Prediction of protein-protein interaction sites by means of ensemble learning and weighted feature descriptor

J Biol Res (Thessalon). 2016 Jul 4;23(Suppl 1):10. doi: 10.1186/s40709-016-0046-7. eCollection 2016 May.

Abstract

Background: Reliable prediction of protein-protein interaction sites is an important goal in the field of bioinformatics. Many computational methods have been explored for the large-scale prediction of protein-protein interaction sites based on various data types, including protein sequence, structural and genomic data. Although much progress has been achieved in recent years, the problem has not yet been satisfactorily solved.

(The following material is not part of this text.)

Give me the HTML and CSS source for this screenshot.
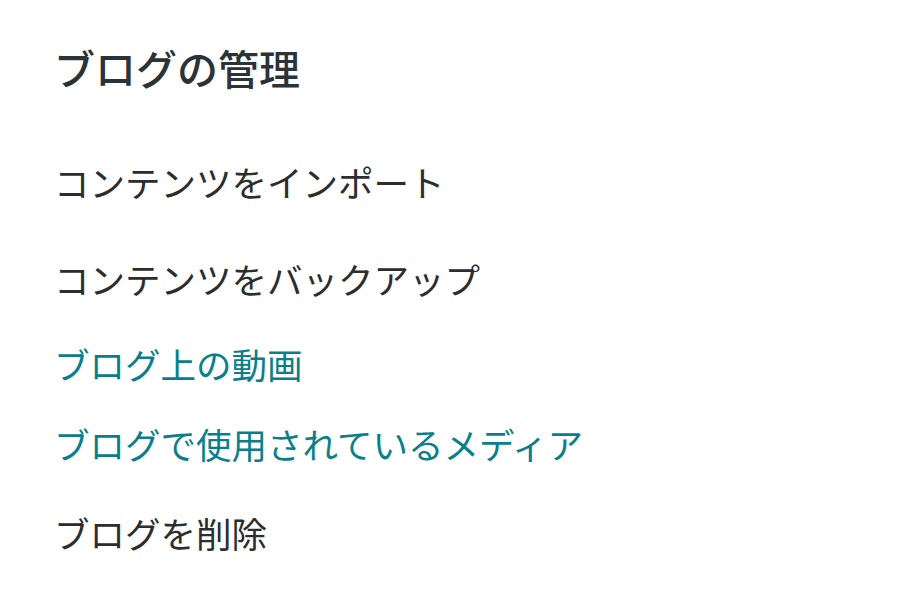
FILE: index.html
```html
<!DOCTYPE html>
<html lang="ja">
<head>
<meta charset="utf-8">
<link rel="stylesheet" href="styles.css">
</head>
<body>
<main class="panel">
  <h1 class="title">ブログの管理</h1>
  <ul class="menu">
    <li class="item item-import">コンテンツをインポート</li>
    <li class="item item-backup">コンテンツをバックアップ</li>
    <li class="item link item-videos">ブログ上の動画</li>
    <li class="item link item-media">ブログで使用されているメディア</li>
    <li class="item item-delete">ブログを削除</li>
  </ul>
</main>
</body>
</html>
```

FILE: styles.css
```css
html, body {
  margin: 0;
  padding: 0;
  background: #ffffff;
}
body {
  font-family: "Noto Sans CJK JP", "Noto Sans", sans-serif;
}
.panel {
  padding: 37px 0 0 54px;
}
.title {
  margin: 0;
  font-size: 41px;
  line-height: 60px;
  font-weight: 500;
  color: #2c3338;
}
.menu {
  list-style: none;
  margin: 0;
  padding: 0;
}
.item {
  font-size: 35.5px;
  line-height: 50px;
  color: #2b2d2f;
}
.item-import { margin-top: 60px; }
.item-backup { margin-top: 47px; }
.item-videos { margin-top: 35px; }
.item-media { margin-top: 30px; }
.item-delete { margin-top: 39px; }
.link {
  color: #0a7f8b;
}
```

Results: In this work, we presented an efficient approach that uses ensemble learning algorithm with weighted feature descriptor (EL-WFD) to predict protein-protein interaction sites. Moreover, weighted feature descriptor was designed to describe the distance influence of neighboring residues on interaction sites. The results on two dataset (Hetero and Homo), show that the proposed method yields a satisfactory accuracy with 83.8 % recall and 96.3 % precision on the Hetero dataset and 84.2 % recall and 96.3 % precision on the Homo dataset, respectively. In both datasets, our method tend to obtain high Mathews correlation coefficient compared with state-of-the-art technique random forest method.

Conclusions: The experimental results show that the EL-WFD method is quite effective in predicting protein-protein interaction sites. The novel weighted feature descriptor was proved to be promising in discovering interaction sites. Overall, the proposed method can be considered as a new powerful tool for predicting protein-protein interaction sites with excellence performance.